Though the Review-Journal account of the demise of the bill failed to offer the Clue-like dénouement: “It was Ms. Carlton in the Ways and Means Committee room with an axe,” all the circumstantial evidence points this way.

In the Nevada Legislature all lawmakers are equal, except some are more equal than others, namely committee chairs such as Maggie Carlton, D-Unions, chair of Ways and Means, who can send a bill to Fiddler’s Green without having to answer to anyone.

You see:

But you gotta play by Nevada rules
Forget about da tings you learned in school
We use a different box of tools
And you gotta play by Nevada rules

And the No. 1 Rule is The House always wins, and in this case The House is a wholly-owned subsidiary of the public employee unions.

Maggie Carlton

Kirner’s bill would have created a hybrid retirement program for new employees hired after July 1, 2014. It would be a half defined-benefit and half defined-contribution plan.
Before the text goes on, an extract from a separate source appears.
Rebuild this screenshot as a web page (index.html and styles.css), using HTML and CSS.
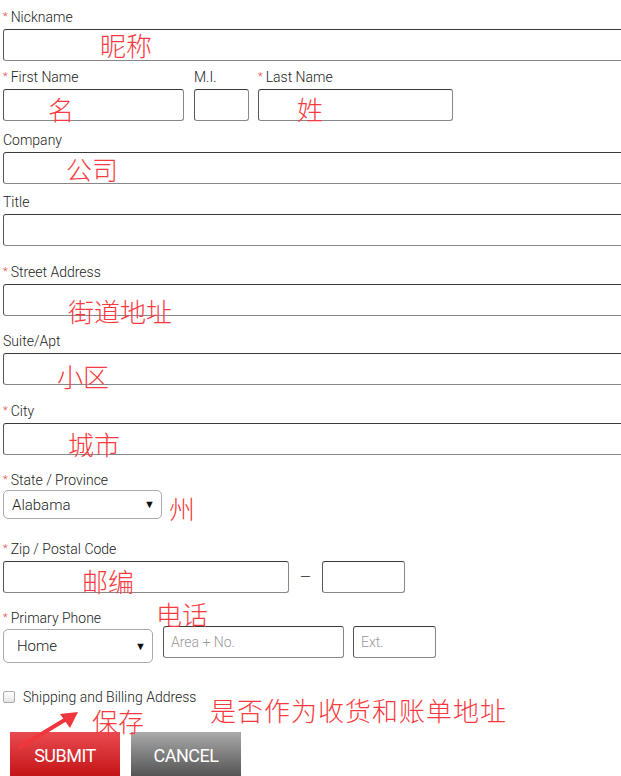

It included a cap on annual benefits and a prohibition against workers buying years of service credit. This little scam allows some public employees to work for 25 years, purchase five years of service credits, and retire at the age of 45 with 75 percent of their top pay adjusted for inflation for life.

The unfunded liability for the Public Employees’ Retirement System (PERS), for which the taxpayers are eventually on the hook, is officially $11.2 billion.

A study a year ago by Andrew Biggs, an American Enterprise Institute resident scholar, found that by using economist-preferred fair-market evaluations the number is closer to $41 billion. Annual contributions to cover costs and amortization, Biggs says, would be $5.8 billion. The state’s annual general fund is only $3 billion.

Though this unfunded liability has grown by $1.2 billion over the past two years, and that’s the “official” figure, Gov. Brian Sandoval has said he would not seek to fix the problem this year but support still another independent study, which, of course, will not be completed by the end of the session.